INFORMATION PROVIDED
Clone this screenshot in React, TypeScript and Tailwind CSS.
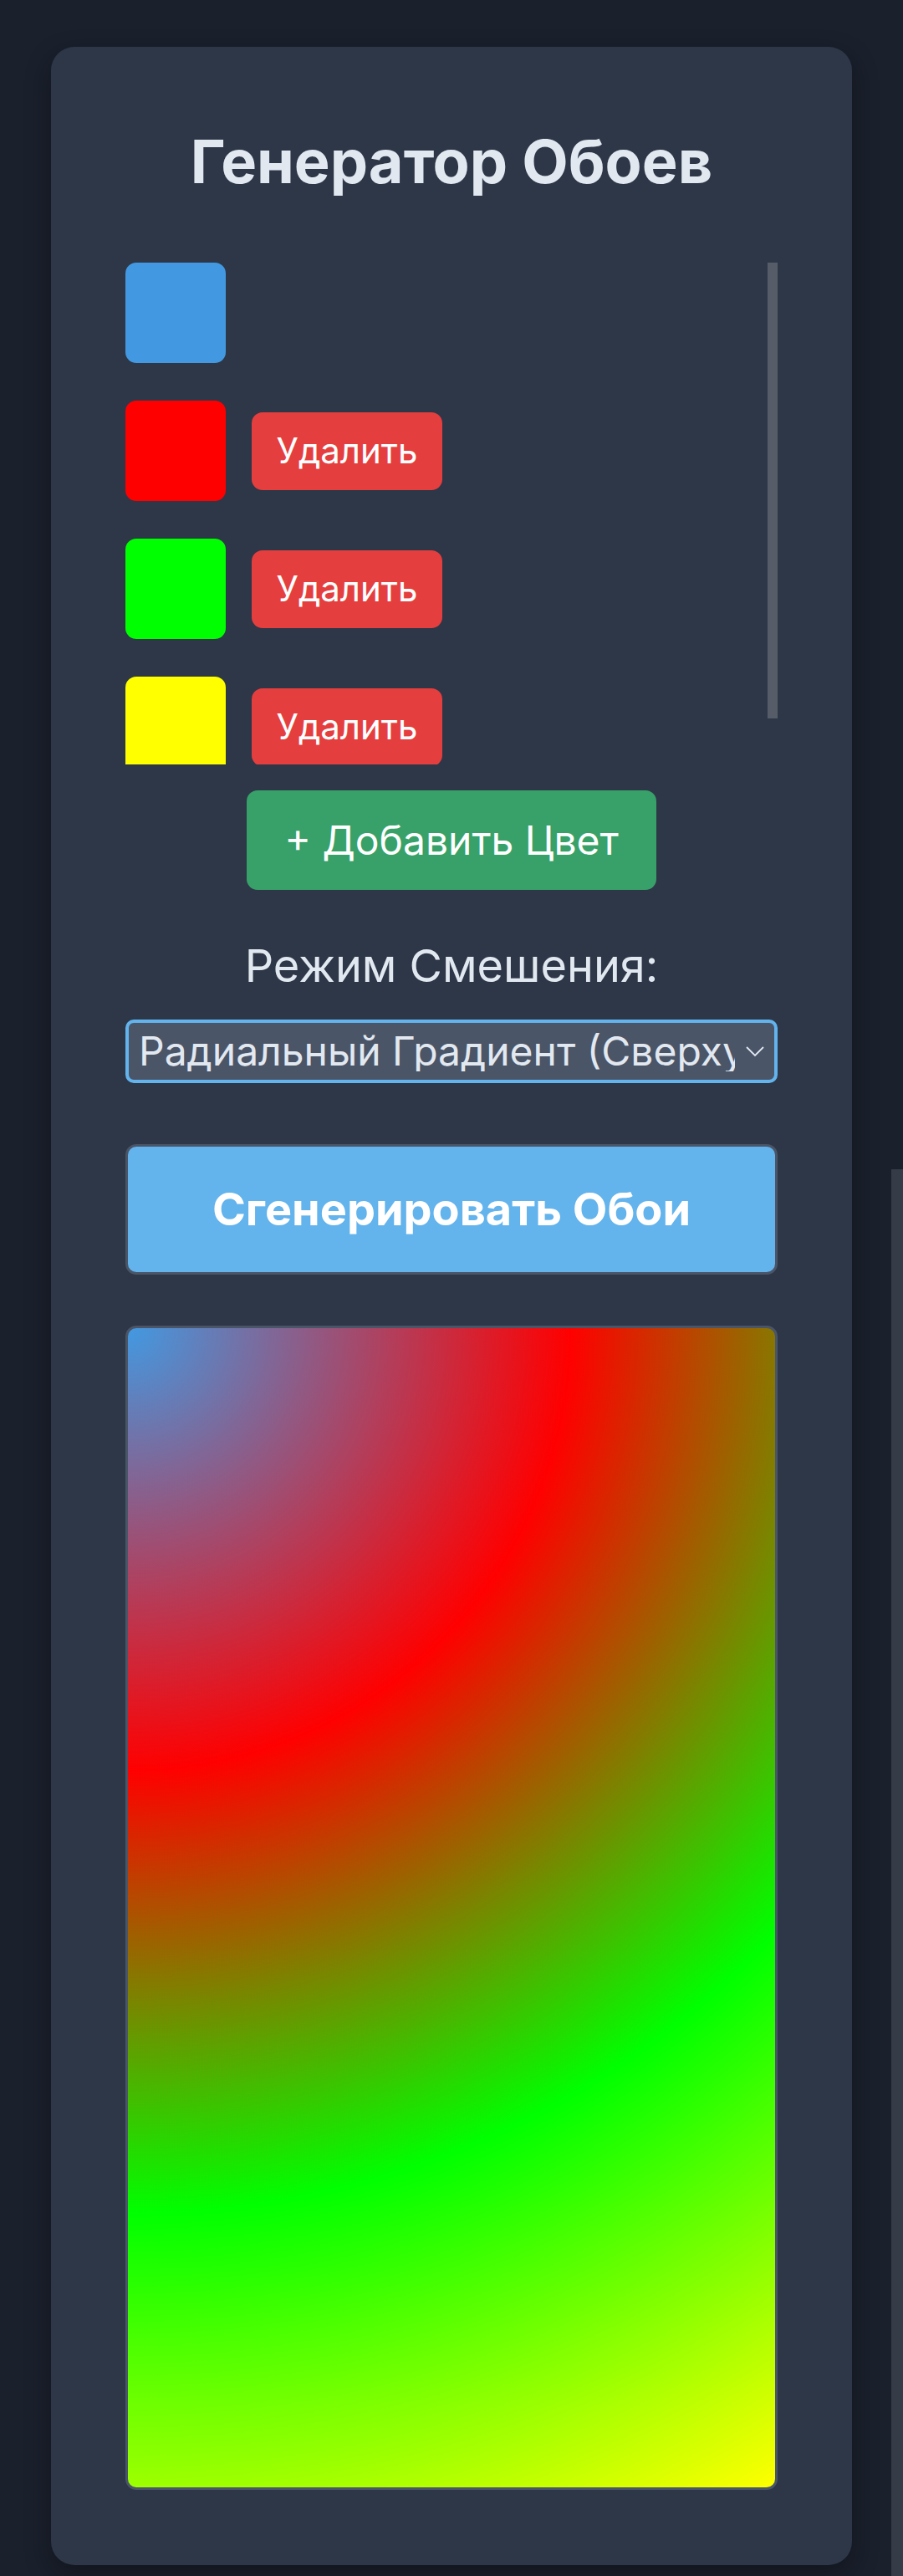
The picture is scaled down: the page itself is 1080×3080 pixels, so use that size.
import { useState } from "react";

const initialColors = ["#4299e1", "#ff0000", "#00ff00", "#ffff00"];

function ColorRow({ color, removable }: { color: string; removable: boolean }) {
  return (
    <div className="mb-[45px] flex items-center gap-[31px]">
      <div
        className="h-[120px] w-[120px] shrink-0 rounded-[13px]"
        style={{ backgroundColor: color }}
      />
      {removable && (
        <button className="h-[93px] w-[228px] rounded-[13px] bg-[#e53e3e] text-[42px] leading-none text-white">
          Удалить
        </button>
      )}
    </div>
  );
}

export default function App() {
  const [colors] = useState(initialColors);
  const [mode, setMode] = useState("radial-tl");

  return (
    <div className="min-h-screen bg-[#1a202c] px-[61px] pt-[56px] pb-[15px] font-['Inter','Noto_Sans',sans-serif]">
      <div className="rounded-[28px] bg-[#2d3748] px-[89px] pt-[94px] pb-[90px] shadow-[0_12px_30px_rgba(0,0,0,0.35)]">
        <h1 className="text-center text-[72px] font-bold leading-[1.2] text-[#e2e8f0]">
          Генератор Обоев
        </h1>

        <div className="relative mt-[78px] h-[600px] overflow-hidden">
          {colors.map((c, i) => (
            <ColorRow key={`${c}-${i}`} color={c} removable={i > 0} />
          ))}
          <div className="absolute right-0 top-0 h-[545px] w-[12px] bg-[#565d69]" />
        </div>

        <div className="mt-[31px] flex justify-center">
          <button className="h-[119px] w-[490px] rounded-[13px] bg-[#38a169] text-[48px] leading-none text-white">
            + Добавить Цвет
          </button>
        </div>

        <label className="mt-[50px] mb-[24px] block text-center text-[54px] leading-[81px] text-[#e2e8f0]">
          Режим Смешения:
        </label>

        <div className="relative">
          <select
            value={mode}
            onChange={(e) => setMode(e.target.value)}
            className="h-[76px] w-full appearance-none rounded-[10px] border-[4px] border-[#63b3ed] bg-[#4a5568] pl-[12px] pr-[47px] text-[48px] leading-none text-[#e2e8f0] outline-none"
          >
            <option value="radial-tl">Радиальный Градиент (Сверху Слева)</option>
            <option value="linear">Линейный Градиент</option>
          </select>
          <svg
            className="pointer-events-none absolute right-[14px] top-1/2 h-[26px] w-[26px] -translate-y-1/2 text-[#e2e8f0]"
            viewBox="0 0 26 26"
            fill="none"
            stroke="currentColor"
            strokeWidth="1.8"
          >
            <path d="M3 8l10 10 10-10" />
          </svg>
        </div>

        <button className="mt-[73px] h-[156px] w-full rounded-[13px] border-[3px] border-[#4a5568] bg-[#63b3ed] text-[54px] font-bold leading-none text-white">
          Сгенерировать Обои
        </button>

        <div className="mt-[61px] h-[1392px] w-full rounded-[13px] border-[3px] border-[#4a5568] bg-[radial-gradient(circle_at_top_left,#4299e1,#ff0000,#00ff00,#ffff00)]" />
      </div>
      <div className="fixed right-0 top-[1398px] h-[1682px] w-[14px] bg-[#363c47]" />
    </div>
  );
}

WORK REQUIRED
Write out, word for word, the lines from the start of the data through the one holding "const [mode, setMode]". Omit pictures.

RIGHT ANSWER
Clone this screenshot in React, TypeScript and Tailwind CSS.
The picture is scaled down: the page itself is 1080×3080 pixels, so use that size.
import { useState } from "react";

const initialColors = ["#4299e1", "#ff0000", "#00ff00", "#ffff00"];

function ColorRow({ color, removable }: { color: string; removable: boolean }) {
  return (
    <div className="mb-[45px] flex items-center gap-[31px]">
      <div
        className="h-[120px] w-[120px] shrink-0 rounded-[13px]"
        style={{ backgroundColor: color }}
      />
      {removable && (
        <button className="h-[93px] w-[228px] rounded-[13px] bg-[#e53e3e] text-[42px] leading-none text-white">
          Удалить
        </button>
      )}
    </div>
  );
}

export default function App() {
  const [colors] = useState(initialColors);
  const [mode, setMode] = useState("radial-tl");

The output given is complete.